For a while he was so upset he quit going to the Chuck Wagon Restaurant for his coffee.
"No one's going to go around that place," Mabery said of the Lakeway. But he doesn't hate gay people, he quickly added.
"I guess I'm just one who thinks it belongs in the closet."
Sitting at a table near him, Beverly Bennett said she's not upset about the flag so much as she is about JR Knight coming into town with his "California ways."
"He bellyaches about a lot of stuff" at City Council meetings, she said.
The flag issue isn't the real problem, she said. It's the Knights' attitude.
"I've known some gay people, and they don't bother me a bit as long as they don't push it on me," she said.
It would be OK with her if the Knights flew 50 rainbow flags outside the hotel, as long as they were not on the same pole as the American flag.
She'd feel that way about any type of flag, she said.
When the Knights moved to Meade, they ran into trouble with an electric bill-related lien on their new property dating back two owners and one year.
They fought the $4,800 special assessment on their tax bill, and that made others angry.
"It's been hell since we moved here.

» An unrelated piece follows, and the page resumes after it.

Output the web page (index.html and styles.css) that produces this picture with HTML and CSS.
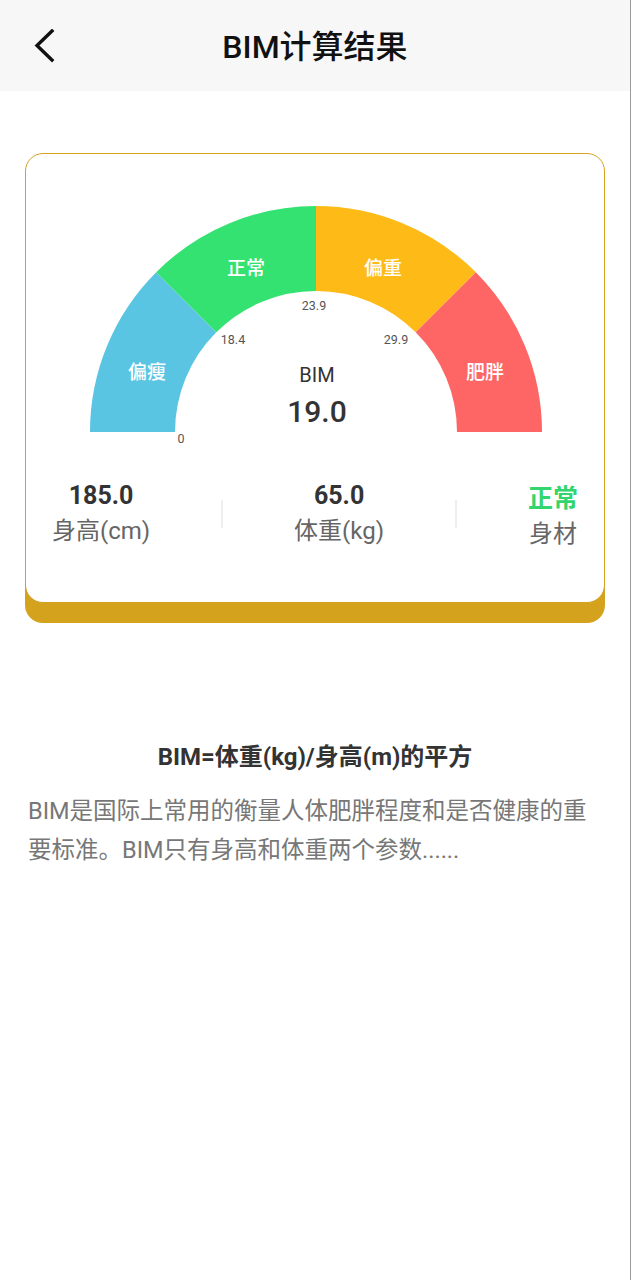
FILE: index.html
```html
<!DOCTYPE html>
<html lang="zh-CN">
<head>
    <meta charset="UTF-8">
    <meta name="viewport" content="width=device-width, initial-scale=1.0">
    <title>BIM计算结果</title>
    <link rel="stylesheet" href="styles.css">
</head>
<body>
    <div class="page">

        <!-- top bar -->
        <header class="top-bar">
            <div class="back">
                <svg width="24" height="34" viewBox="0 0 24 34">
                    <polyline points="18,2 3,16.5 18,31" fill="none" stroke="#111" stroke-width="3.4" stroke-linecap="square"/>
                </svg>
            </div>
            <h1 class="title">BIM计算结果</h1>
            <div></div>
        </header>

        <main class="content">
            <div class="result-card">

                <!-- gauge -->
                <svg class="gauge" width="460" height="242" viewBox="0 0 460 242">
                    <path d="M4 228 A226 226 0 0 1 70.19 68.19 L130.30 128.30 A141 141 0 0 0 89 228 Z" fill="#59c5e2"/>
                    <path d="M70.19 68.19 A226 226 0 0 1 230 2 L230 87 A141 141 0 0 0 130.30 128.30 Z" fill="#34e272"/>
                    <path d="M230 2 A226 226 0 0 1 389.81 68.19 L329.70 128.30 A141 141 0 0 0 230 87 Z" fill="#feba16"/>
                    <path d="M389.81 68.19 A226 226 0 0 1 456 228 L371 228 A141 141 0 0 0 329.70 128.30 Z" fill="#fe6665"/>

                    <text class="seg-label" x="61" y="168">偏瘦</text>
                    <text class="seg-label" x="160" y="64">正常</text>
                    <text class="seg-label" x="297" y="64">偏重</text>
                    <text class="seg-label" x="399" y="168">肥胖</text>

                    <text class="tick" x="147" y="135">18.4</text>
                    <text class="tick" x="228" y="101">23.9</text>
                    <text class="tick" x="310" y="135">29.9</text>
                    <text class="tick" x="95" y="234">0</text>

                    <text class="bim-name" x="231" y="171">BIM</text>
                    <text class="bim-value" x="231" y="207">19.0</text>
                </svg>

                <div class="stats">
                    <div class="stat">
                        <div class="stat-num">185.0</div>
                        <div class="stat-label">身高(cm)</div>
                    </div>
                    <div class="divider"></div>
                    <div class="stat">
                        <div class="stat-num">65.0</div>
                        <div class="stat-label">体重(kg)</div>
                    </div>
                    <div class="divider"></div>
                    <div class="stat stat-right">
                        <div class="stat-num green">正常</div>
                        <div class="stat-label">身材</div>
                    </div>
                </div>
            </div>

            <h2 class="formula">BIM=体重(kg)/身高(m)的平方</h2>
            <p class="desc">BIM是国际上常用的衡量人体肥胖程度和是否健康的重要标准。BIM只有身高和体重两个参数......</p>
        </main>
    </div>
</body>
</html>
```

FILE: styles.css
```css
body {
    margin: 0;
    background-color: #fff;
    font-family: 'Roboto', 'Noto Sans CJK SC', sans-serif;
}

.page {
    width: 630px;
    min-height: 1280px;
    border-right: 1px solid #9a9a9a;
}

.top-bar {
    display: grid;
    grid-template-columns: 90px 1fr 90px;
    align-items: center;
    height: 91px;
    background-color: #f7f7f7;
}

.back {
    display: flex;
    padding-left: 34px;
    padding-top: 1px;
}

.title {
    margin: 0;
    text-align: center;
    font-size: 32px;
    font-weight: 500;
    color: #111;
    line-height: 40px;
    padding-top: 2px;
}

.content {
    padding: 0 25px;
}

.result-card {
    margin-top: 62px;
    border: 1.5px solid #d4a21f;
    border-radius: 18px;
    box-shadow: 0 20px 0 #d5a21e;
    background-color: #fff;
    padding: 50px 0 51px;
    display: flex;
    flex-direction: column;
    align-items: center;
}

.gauge {
    display: block;
    margin-left: 2px;
}

.seg-label {
    font-size: 19px;
    font-weight: 500;
    fill: #fff;
    text-anchor: middle;
    dominant-baseline: central;
}

.tick {
    font-size: 12.5px;
    fill: #555;
    text-anchor: middle;
    dominant-baseline: central;
}

.bim-name {
    font-size: 20px;
    fill: #333;
    text-anchor: middle;
    dominant-baseline: central;
}

.bim-value {
    font-size: 30px;
    font-weight: 500;
    fill: #333;
    text-anchor: middle;
    dominant-baseline: central;
}

.stats {
    align-self: stretch;
    display: flex;
    justify-content: space-between;
    align-items: center;
    padding: 0 26px;
    margin-top: 31px;
}

.stat {
    text-align: center;
}

.stat-num {
    font-size: 25px;
    font-weight: 700;
    color: #333;
    line-height: 32px;
}

.stat-label {
    font-size: 24px;
    color: #666;
    line-height: 34px;
    margin-top: 2px;
}

.stat-right {
    padding-top: 6px;
}

.green {
    color: #33d56e;
}

.divider {
    width: 1.5px;
    height: 28px;
    background-color: #eee;
}

.formula {
    margin: 137px 0 0;
    text-align: center;
    font-size: 24px;
    font-weight: 700;
    color: #333;
    line-height: 34px;
}

.desc {
    margin: 18px 0 0;
    padding: 0 10px 0 3px;
    font-size: 23.5px;
    line-height: 39px;
    color: #777;
}
```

It really is surreal," JR Knight said.
He said he resents people calling him a malcontent when all he's doing is standing up for his rights.
He attends most City Council meetings and often talks at them. He also started videotaping the meetings, and that hasn't sat well with some city leaders, he said.
City Council member Curtis Hale said he thinks the problems between Knight and the city have been blown out of proportion.
"Let's put it this way, the (flag) issue is not with the city at all," he said. "We've got nothing to do with it."
He said the council voted to remove the lien and Knight "doesn't owe our city a dime," Hale said.
Hale said Knight has made complaints about open meetings, but Hale said that's Knight's right and it doesn't bother him.
"The council has no qualms with JR I know of," he said.
Meanwhile, words of encouragement keep coming in to the Lakeway Hotel from people across the map who had never heard of Meade before but now have it on their list of places to visit.